Rosa: Did you ever figure out why some people weren’t registering, or what was going on with the negative numbers?

Manuella: Yes, so for that specific project — it wasn’t a specific project, it’s just something that we always were trying to figure out. It was a membership subscription plan so we had to understand just all the overall lifetime value. We understood that people that registered had a higher lifetime value which executives are always interested in, obviously, because it means more revenue. So, we were able to identify specific digital barriers in the experience that were making people not sign up, we were able to identify or register, we were able to identify gaps in the email marketing program. We weren’t emailing them enough, reminding them to register or like even telling them this was a consumer finance product, so they could claim — let’s think of like a auto insurance — so they could do claims, and we were also observing that people will register only when they needed a service, so we wanted to drive away from that. So, those were all data insights that we were able to provide with the visualizations in this dashboard.

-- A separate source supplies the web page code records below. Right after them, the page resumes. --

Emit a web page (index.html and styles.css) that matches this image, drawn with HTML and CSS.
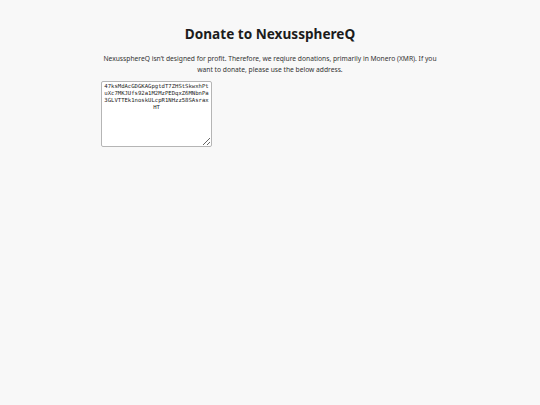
FILE: index.html
```html
<!DOCTYPE html>
<html>
<head>
<meta charset="utf-8">
<link rel="stylesheet" href="styles.css">
</head>
<body>
<main class="page">
  <h1 class="title">Donate to NexussphereQ</h1>
  <p class="intro">NexussphereQ isn’t designed for profit. Therefore, we reqiure donations, primarily in Monero (XMR). If you want to donate, please use the below address.</p>
  <textarea class="address" readonly spellcheck="false">47ksMdAcGDGKAGpgtdT7ZHStSkwxhPtuXc7MKJUfs92a1M2MzPEDqxZ6MNbnPa3GLVTTEk1noskULcpR1NHzz58SAsraxHT</textarea>
</main>
</body>
</html>
```

FILE: styles.css
```css
html, body {
  margin: 0;
  padding: 0;
  background: #f8f8f8;
}
body {
  font-family: "Noto Sans", "Open Sans", sans-serif;
  color: #222;
}
.page {
  width: 338px;
  margin: 0 auto;
  padding-top: 24px;
  text-align: center;
}
.title {
  margin: 0;
  font-size: 13.6px;
  font-weight: 700;
  line-height: 20px;
  color: #1c1c1c;
}
.intro {
  margin: 9px 0 6px;
  font-size: 6.7px;
  line-height: 11px;
  color: #333;
}
.address {
  display: block;
  box-sizing: border-box;
  width: 111px;
  height: 66px;
  margin: 0;
  padding: 1px 1px;
  font-family: "DejaVu Sans Mono", monospace;
  font-size: 5.6px;
  line-height: 7px;
  text-align: center;
  color: #222;
  background: #fff;
  border: 1px solid #b5b5b5;
  border-radius: 2px;
  resize: both;
  word-break: break-all;
}
```
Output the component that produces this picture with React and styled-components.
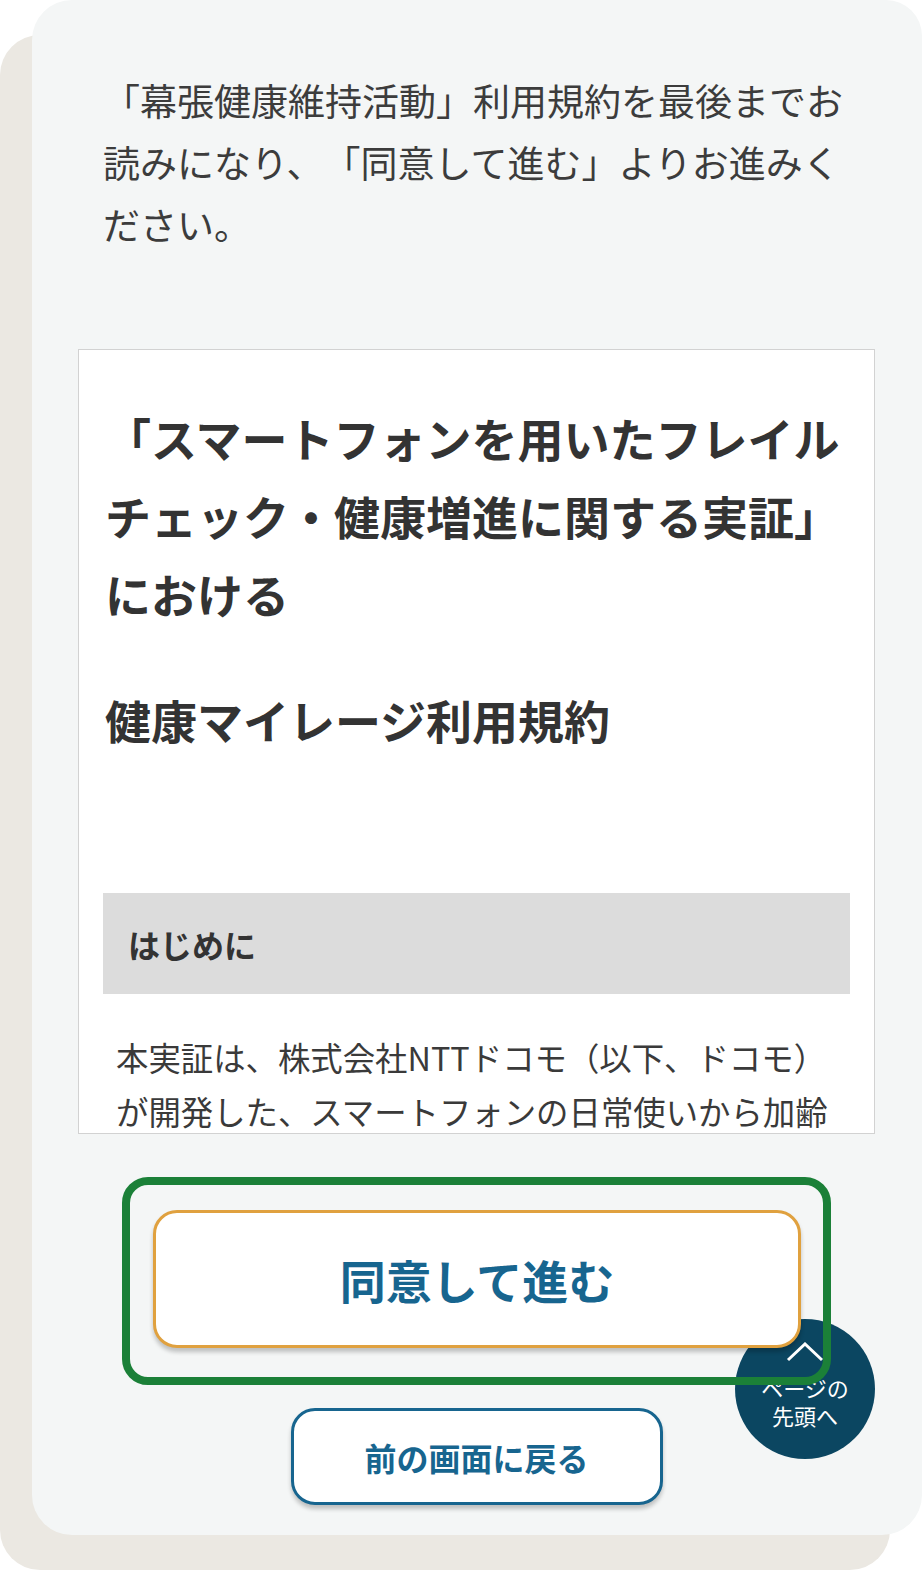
import React from 'react';
import styled, { createGlobalStyle } from 'styled-components';

const GlobalStyle = createGlobalStyle`
  html, body {
    margin: 0;
    padding: 0;
    background: #ffffff;
  }
  body {
    font-family: "Noto Sans CJK JP", "Noto Sans", sans-serif;
    color: #3a3a3a;
    text-spacing-trim: space-all;
  }
  * {
    box-sizing: border-box;
  }
`;

const Screen = styled.div`
  width: 922px;
  height: 1570px;
  overflow: hidden;
`;

const Card = styled.main`
  position: relative;
  margin-left: 32px;
  width: 890px;
  min-height: 1535px;
  padding: 69px 47px 30px 46px;
  background: #f4f6f6;
  border-radius: 40px 36px 40px 40px;
  box-shadow: -32px 35px 0 0 #ebe8e2;
`;

const Intro = styled.p`
  margin: 0;
  padding: 0 20px 0 25px;
  font-size: 37px;
  line-height: 62px;
  color: #3c3c3c;
  text-spacing-trim: space-all;
`;

const TermsBox = styled.section`
  margin-top: 94px;
  height: 785px;
  padding: 48px 24px 0 24px;
  background: #ffffff;
  border: 1px solid #d2d2d2;
  overflow: hidden;
`;

const Title = styled.h1`
  margin: ${p => (p.$gap ? '48px' : '0')} 0 0;
  padding-left: 2px;
  font-size: 46px;
  line-height: 78px;
  font-weight: 700;
  color: #333333;
`;

const SectionBar = styled.h3`
  margin: 135px 0 0;
  height: 101px;
  padding-left: 25px;
  display: flex;
  align-items: center;
  background: #dcdcdc;
  font-size: 32px;
  font-weight: 700;
  color: #333333;
`;

const Body = styled.p`
  margin: 36px 0 0;
  padding: 0 4px 0 13px;
  font-size: 32.4px;
  line-height: 54px;
  color: #3a3a3a;
`;

const FocusRing = styled.div`
  position: relative;
  z-index: 1;
  width: 709px;
  margin: 43px auto 0;
  padding: 25px 22px 29px 23px;
  border: 8px solid #1b8038;
  border-radius: 26px;
`;

const Button = styled.button`
  display: flex;
  align-items: center;
  justify-content: center;
  width: ${p => p.$width}px;
  height: ${p => p.$height}px;
  margin: 0 auto;
  padding: 0;
  background: #ffffff;
  border: 3px solid ${p => p.$border};
  border-radius: 24px;
  box-shadow: 0 4px 4px rgba(0, 0, 0, 0.22);
  font-family: "Noto Sans CJK JP", "Noto Sans", sans-serif;
  font-size: ${p => p.$size}px;
  font-weight: 700;
  color: #17658f;
  cursor: pointer;
`;

const BackRow = styled.div`
  margin-top: 23px;
`;

const PageTop = styled.a`
  position: absolute;
  right: 47px;
  bottom: 76px;
  z-index: 0;
  width: 140px;
  height: 140px;
  border-radius: 50%;
  background: #0b4661;
  display: flex;
  flex-direction: column;
  align-items: center;
  padding-top: 23px;
  color: #ffffff;
  font-size: 22px;
  line-height: 28px;
  text-align: center;
  text-decoration: none;
`;

const PageTopLabel = styled.span`
  margin-top: 11px;
`;

function Chevron() {
  return (
    <svg width="40" height="20" viewBox="0 0 40 20">
      <polyline points="3,18 20,2 37,18" fill="none" stroke="#ffffff" strokeWidth="3" />
    </svg>
  );
}

export default function App() {
  return (
    <Screen>
      <GlobalStyle />
      <Card>
        <Intro>
          「幕張健康維持活動」利用規約を最後までお読みになり、「同意して進む」よりお進みください。
        </Intro>

        <TermsBox>
          <Title>「スマートフォンを用いたフレイルチェック・健康増進に関する実証」における</Title>
          <Title $gap>健康マイレージ利用規約</Title>
          <SectionBar>はじめに</SectionBar>
          <Body>
            本実証は、株式会社NTTドコモ（以下、ドコモ）が開発した、スマートフォンの日常使いから加齢による心身の活力の低下を推定する技術を活用し、健康増進に関する効果を検証するものです。
          </Body>
        </TermsBox>

        <FocusRing>
          <Button $width={648} $height={138} $size={46} $border="#e0a13f">
            同意して進む
          </Button>
        </FocusRing>

        <BackRow>
          <Button $width={372} $height={97} $size={32} $border="#17658f">
            前の画面に戻る
          </Button>
        </BackRow>

        <PageTop href="#top">
          <Chevron />
          <PageTopLabel>
            ページの
            <br />
            先頭へ
          </PageTopLabel>
        </PageTop>
      </Card>
    </Screen>
  );
}
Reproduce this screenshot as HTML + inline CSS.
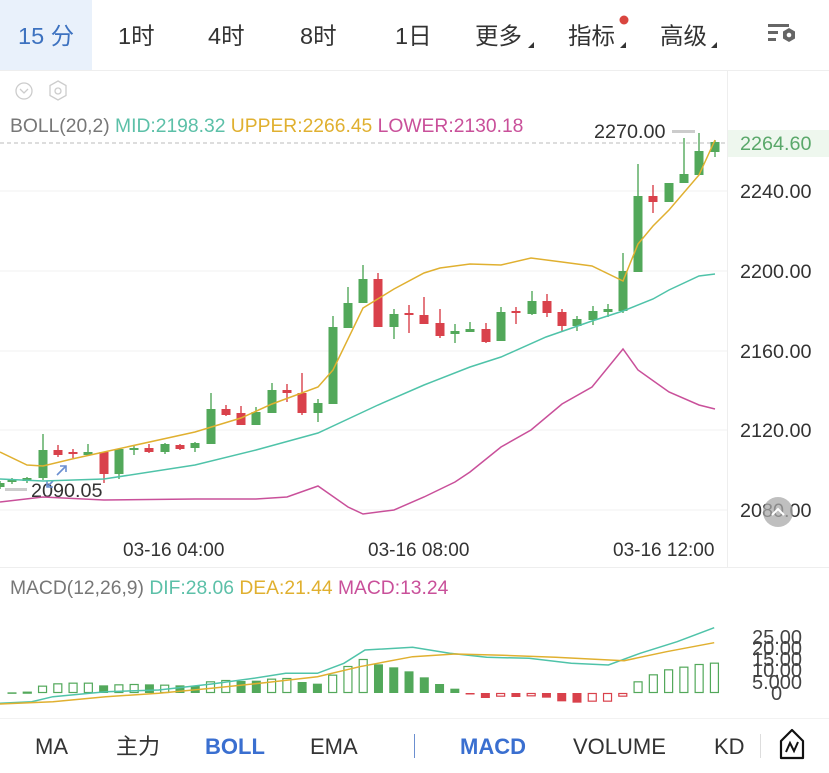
<!DOCTYPE html>
<html><head><meta charset="utf-8"><style>
html,body{margin:0;padding:0;background:#fff;width:829px;height:773px;overflow:hidden;font-family:"Liberation Sans","Noto Sans CJK SC",sans-serif}
svg{position:absolute;left:0;top:0}
</style></head><body>
<svg id="s" width="829" height="773" xmlns="http://www.w3.org/2000/svg" font-family="Liberation Sans, Noto Sans CJK SC, sans-serif">
<rect x="0" y="0" width="92" height="70" fill="#e9f1fb"/>
<line x1="0" y1="70.5" x2="829" y2="70.5" stroke="#eee"/>
<g font-size="23.5" fill="#333" dominant-baseline="central">
<text x="18" y="36" fill="#3d72c0">15 分</text>
<text x="118" y="36">1时</text>
<text x="208" y="36">4时</text>
<text x="300" y="36">8时</text>
<text x="395" y="36">1日</text>
<text x="475" y="36">更多</text>
<text x="568" y="36">指标</text>
<text x="660" y="36">高级</text>
</g>
<g fill="#333"><path d="M528 48l6-6v6z"/><path d="M620 48l6-6v6z"/><path d="M711 48l6-6v6z"/></g>
<circle cx="624" cy="20" r="4.5" fill="#d9453f"/>
<g fill="#666"><rect x="768" y="24" width="21" height="3"/><rect x="768" y="31" width="10" height="3"/><rect x="768" y="38" width="8" height="3"/>
<path d="M789 28l6 3.5v7l-6 3.5-6-3.5v-7z"/></g><circle cx="789" cy="35" r="2.3" fill="#fff"/>
<line x1="727.5" y1="71" x2="727.5" y2="567" stroke="#eee"/>
<circle cx="24" cy="91" r="8" fill="none" stroke="#ccc" stroke-width="1.3"/><path d="M20 89l4 4 4-4" fill="none" stroke="#ccc" stroke-width="1.3"/>
<path d="M58 81l8 4.5v10l-8 4.5-8-4.5v-10z" fill="none" stroke="#ccc" stroke-width="1.3"/><circle cx="58" cy="91" r="3" fill="none" stroke="#ccc" stroke-width="1.3"/>
<text x="10" y="132" font-size="19.3"><tspan fill="#777">BOLL(20,2) </tspan><tspan fill="#5cc0a8">MID:2198.32 </tspan><tspan fill="#e0b030">UPPER:2266.45 </tspan><tspan fill="#c9509a">LOWER:2130.18</tspan></text>
<g stroke="#f0f0f0"><line x1="0" y1="191" x2="727" y2="191"/><line x1="0" y1="271" x2="727" y2="271"/><line x1="0" y1="351" x2="727" y2="351"/><line x1="0" y1="430" x2="727" y2="430"/><line x1="0" y1="510" x2="727" y2="510"/></g>
<line x1="0" y1="143" x2="727" y2="143" stroke="#bbb" stroke-dasharray="4 3"/>
<rect x="728" y="130" width="101" height="27" fill="#eef7ee"/>
<g font-size="19.8" fill="#333"><text x="740" y="150" fill="#5aa86a">2264.60</text><text x="740" y="198">2240.00</text><text x="740" y="278">2200.00</text><text x="740" y="358">2160.00</text><text x="740" y="437">2120.00</text><text x="740" y="517">2080.00</text>
<text x="594" y="138">2270.00</text><text x="31" y="497">2090.05</text></g>
<rect x="672" y="130" width="23" height="3" fill="#ccc"/><rect x="5" y="488" width="22" height="3" fill="#ccc"/>
<path d="M57 475l9-9M60 466h6v6M53 481l-6 6M47 481v6h6" stroke="#6b8fd0" stroke-width="1.6" fill="none"/>
<circle cx="778" cy="512" r="15" fill="#aaa" opacity="0.75"/><path d="M772 515l6-6 6 6" stroke="#fff" stroke-width="2" fill="none"/>
<g id="cd"></g>
<polyline fill="none" stroke="#e0b030" stroke-width="1.5" points="0,452 27,465 43,466 72,459 104,452 195,432 241,418 272,404 318,387 333,370 363,308 394,289 424,273 440,268 470,264 501,265 531,258 562,262 592,266 623,281 638,244 653,226 669,210 699,175 715,140"/>
<polyline fill="none" stroke="#4fc3a9" stroke-width="1.5" points="0,479 43,481 104,479 195,465 256,450 318,433 378,405 424,385 470,367 501,357 546,337 592,321 623,311 653,299 669,290 699,276 715,274"/>
<polyline fill="none" stroke="#c9509a" stroke-width="1.5" points="0,502 43,497 104,500 195,499 256,499 287,497 318,486 348,507 363,514 394,510 424,497 455,482 470,472 501,447 531,430 562,404 592,387 623,349 638,370 669,392 699,405 715,409"/>
<g font-size="19" fill="#333"><text x="123" y="556">03-16 04:00</text><text x="368" y="556">03-16 08:00</text><text x="613" y="556">03-16 12:00</text></g>
<line x1="0" y1="567.5" x2="829" y2="567.5" stroke="#eee"/>
<text x="10" y="594" font-size="19.3"><tspan fill="#777">MACD(12,26,9) </tspan><tspan fill="#5cc0a8">DIF:28.06 </tspan><tspan fill="#e0b030">DEA:21.44 </tspan><tspan fill="#c9509a">MACD:13.24</tspan></text>
<g id="mb"></g>
<polyline id="dif" fill="none" stroke="#4fc3a9" stroke-width="1.5"/>
<polyline id="dea" fill="none" stroke="#e0b030" stroke-width="1.5"/>
<g font-size="20" fill="#444"><text x="752" y="644">25.00</text><text x="752" y="655">20.00</text><text x="752" y="666">15.00</text><text x="752" y="677">10.00</text><text x="752" y="689">5.000</text><text x="771" y="700">0</text></g>
<line x1="0" y1="718.5" x2="829" y2="718.5" stroke="#f2f2f2"/>
<g font-size="22" fill="#333"><text x="35" y="754">MA</text><text x="116" y="754">主力</text><text x="205" y="754" fill="#3a6fd0" font-weight="bold">BOLL</text><text x="310" y="754">EMA</text>
<text x="460" y="754" fill="#3a6fd0" font-weight="bold">MACD</text><text x="573" y="754">VOLUME</text><text x="714" y="754">KD</text></g>
<line x1="414.5" y1="734" x2="414.5" y2="758" stroke="#6b8fd0" stroke-width="1"/>
<line x1="760.5" y1="734" x2="760.5" y2="758" stroke="#ddd"/>
<path d="M781 741l11-11 11 11v17h-22z" fill="none" stroke="#111" stroke-width="2.2" stroke-linejoin="round"/><path d="M786 752l4-9 4 8 4-9" fill="none" stroke="#111" stroke-width="2"/>
</svg>
<script>
var G="#52a85a",R="#d9414b",NS="http://www.w3.org/2000/svg";
var c=[[0,483,487,481,489,G],[12,480,482,478,484,G],[27,478,481,477,483,G],[43,450,478,434,480,G],[58,450,455,445,457,R],[73,452,454,449,458,R],[88,452,455,444,455,G],[104,452,474,452,483,R],[119,449,474,449,479,G],[134,448,450,445,455,G],[149,448,452,444,453,R],[165,444,452,443,454,G],[180,445,449,444,450,R],[195,443,448,442,452,G],[211,409,444,393,444,G],[226,409,415,405,416,R],[241,413,425,406,425,R],[256,412,425,407,425,G],[272,390,413,383,413,G],[287,390,393,384,402,R],[302,393,413,373,415,R],[318,403,413,399,422,G],[333,327,404,316,404,G],[348,303,328,287,328,G],[363,279,303,265,303,G],[378,279,327,273,327,R],[394,314,327,309,339,G],[409,313,315,305,333,R],[424,315,324,297,324,R],[440,323,336,309,338,R],[455,331,334,324,343,G],[470,329,332,322,332,G],[486,329,342,323,343,R],[501,312,341,307,341,G],[516,311,313,307,324,R],[532,301,314,291,315,G],[547,301,313,294,317,R],[562,312,326,309,332,R],[577,319,326,316,331,G],[593,311,320,306,325,G],[608,309,312,304,317,G],[623,271,311,253,313,G],[638,196,272,164,272,G],[653,196,202,185,213,R],[669,183,202,183,202,G],[684,174,183,138,183,G],[699,151,175,133,175,G],[715,142,152,140,157,G]];
var g=document.getElementById("cd");
function el(t,a,p){var e=document.createElementNS(NS,t);for(var k in a)e.setAttribute(k,a[k]);p.appendChild(e);return e;}
c.forEach(function(d){el("line",{x1:d[0],x2:d[0],y1:d[3],y2:d[4],stroke:d[5],"stroke-width":1.4},g);el("rect",{x:d[0]-4.5,y:d[1],width:9,height:Math.max(1.5,d[2]-d[1]),fill:d[5]},g);});
var zx=[20,50,80,110,140,167,197,225,255,285,312,340,370,400,428,457,487,515,543,572,600,630,658,688,716,745,774,803,832,860,890,918,947,975,1005,1033,1062,1092,1120,1150,1178,1207,1236,1265,1293,1322,1350];
var zt=[397,395,377,370,368,368,376,373,372,373,374,376,377,364,360,363,362,356,354,366,371,344,318,297,313,322,334,352,372,386,400,414,410,411,409,413,424,428,425,425,410,364,343,328,320,312,308];
var zf=[1,0,0,0,0,0,1,0,0,1,0,1,1,0,0,1,1,0,0,1,1,0,0,0,1,1,1,1,1,1,1,1,0,1,0,1,1,1,0,0,0,0,0,0,0,0,0];
var mb=document.getElementById("mb"),base=693;
for(var i=0;i<zx.length;i++){var x=12+i*15.27,t=560+zt[i]/3,col=t>base?R:G;var y1=Math.min(t,base),h=Math.max(1.5,Math.abs(t-base));
if(zf[i])el("rect",{x:x-4.5,y:y1,width:9,height:h,fill:col},mb);else el("rect",{x:x-4,y:y1+0.5,width:8,height:Math.max(1,h-1),fill:"none",stroke:col,"stroke-width":1.2},mb);}
function pl(id,a){document.getElementById(id).setAttribute("points",a.map(function(p){return (p[0]*0.529).toFixed(1)+","+(560+p[1]/3).toFixed(1)}).join(" "));}
pl("dif",[[0,430],[60,425],[100,410],[200,395],[300,390],[400,372],[480,355],[540,340],[600,340],[650,310],[690,270],[780,262],[850,280],[920,292],[1000,295],[1080,310],[1150,315],[1210,280],[1280,245],[1350,203]]);
pl("dea",[[0,432],[100,425],[200,410],[300,400],[400,385],[500,368],[600,350],[680,320],[780,290],[860,282],[950,286],[1050,292],[1180,302],[1260,275],[1350,248]]);
</script>
</body></html>
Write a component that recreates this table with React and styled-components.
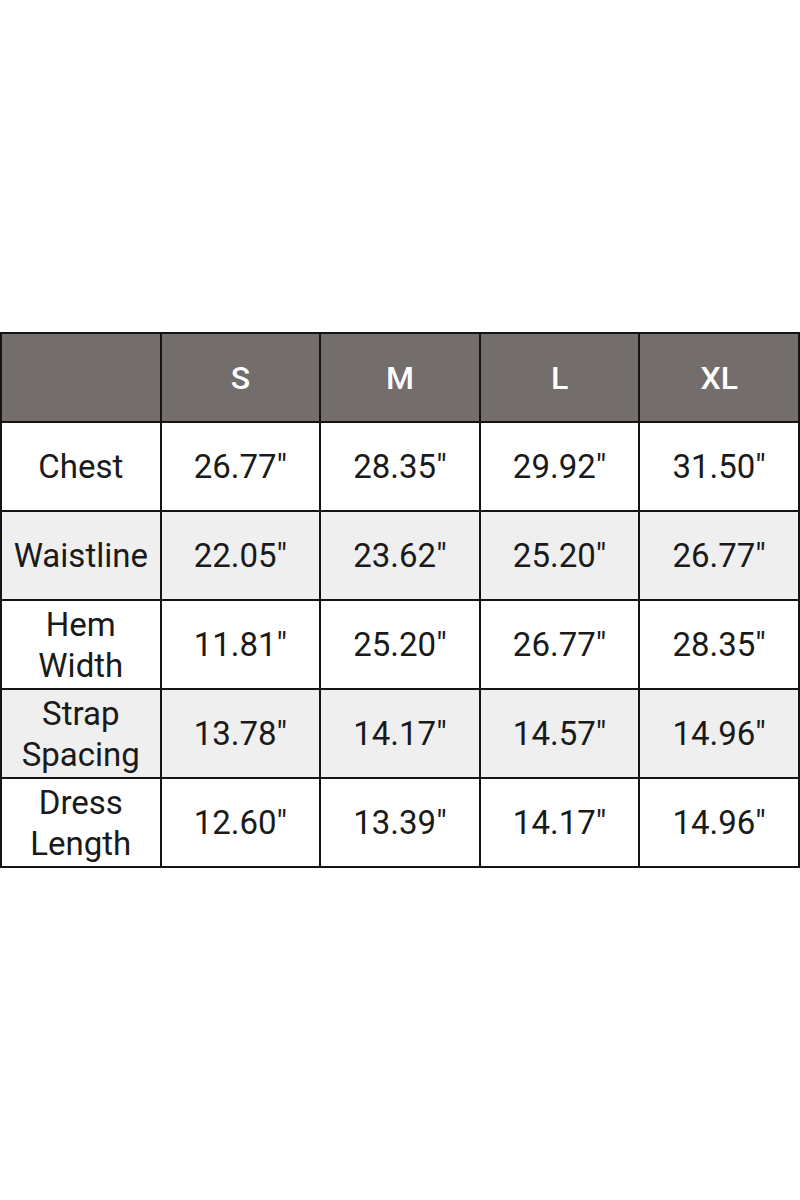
import styled, { createGlobalStyle } from "styled-components";

const SIZES = ["S", "M", "L", "XL"];

const ROWS = [
  { label: ["Chest"], values: ['26.77"', '28.35"', '29.92"', '31.50"'] },
  { label: ["Waistline"], values: ['22.05"', '23.62"', '25.20"', '26.77"'] },
  { label: ["Hem", "Width"], values: ['11.81"', '25.20"', '26.77"', '28.35"'] },
  { label: ["Strap", "Spacing"], values: ['13.78"', '14.17"', '14.57"', '14.96"'] },
  { label: ["Dress", "Length"], values: ['12.60"', '13.39"', '14.17"', '14.96"'] },
];

const Global = createGlobalStyle`
  html, body {
    margin: 0;
    padding: 0;
    background: #ffffff;
  }
`;

export default function App() {
  return (
    <Page>
      <Global />
      <Table>
        <colgroup>
          {[0, 1, 2, 3, 4].map((i) => (
            <col key={i} style={{ width: "20%" }} />
          ))}
        </colgroup>
        <thead>
          <HeadRow>
            <HeadCell />
            {SIZES.map((s) => (
              <HeadCell key={s}>{s}</HeadCell>
            ))}
          </HeadRow>
        </thead>
        <tbody>
          {ROWS.map((r, i) => (
            <BodyRow key={r.label.join(" ")} $shaded={i % 2 === 1}>
              <Cell>
                {r.label.map((l) => (
                  <Line key={l}>{l}</Line>
                ))}
              </Cell>
              {r.values.map((v, j) => (
                <Cell key={j}>{v}</Cell>
              ))}
            </BodyRow>
          ))}
        </tbody>
      </Table>
    </Page>
  );
}

const Page = styled.div`
  width: 800px;
  height: 1200px;
  display: flex;
  align-items: center;
  justify-content: center;
  font-family: Roboto, "Liberation Sans", sans-serif;
`;

const Table = styled.table`
  width: 800px;
  table-layout: fixed;
  border-collapse: collapse;
  border: 2px solid #141414;
`;

const HeadRow = styled.tr`
  height: 89px;
  background: #736d6c;
`;

const HeadCell = styled.th`
  border: 2px solid #141414;
  color: #ffffff;
  font-size: 32px;
  font-weight: 500;
  text-align: center;
  vertical-align: middle;
  padding: 0;
`;

const BodyRow = styled.tr`
  height: 89px;
  background: ${(p) => (p.$shaded ? "#efefef" : "#ffffff")};
`;

const Cell = styled.td`
  border: 2px solid #141414;
  color: #1a1a1a;
  font-size: 33px;
  font-weight: 400;
  text-align: center;
  vertical-align: middle;
  padding: 0;
  line-height: 41px;
`;

const Line = styled.div`
  line-height: 41px;
`;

If I were to give just an advice on someone trying to break into data analytics in any industry or whatever, it would be focus less on tools because I think a lot of time people are more focused on: I have to learn SQL, I have to learn python and R, and all of these different coding languages. I think it’s a lot more important for you to know how to communicate effectively according to your business objectives and how to understand data and communicate it. The tools are just a resource — like it’s just a way for you to leverage that knowledge, but if you know the tools and you don’t know how to do that then there’s something missing in the — at least in the data analytics space. There’s different roles where it’s like data science, data scientists, data engineer, where you can be a lot more technical and focused on the tools. I think as a data analyst you have to be able to communicate effectively, understand the data and communicate it effectively. It’s not just about pretty pictures and graphs, it’s about the storytelling of it — like what is the data telling you, how can you communicate that to your audience, and know your audience because not everyone can understand the same. You can say the same thing in different ways and not everyone can understand the same way.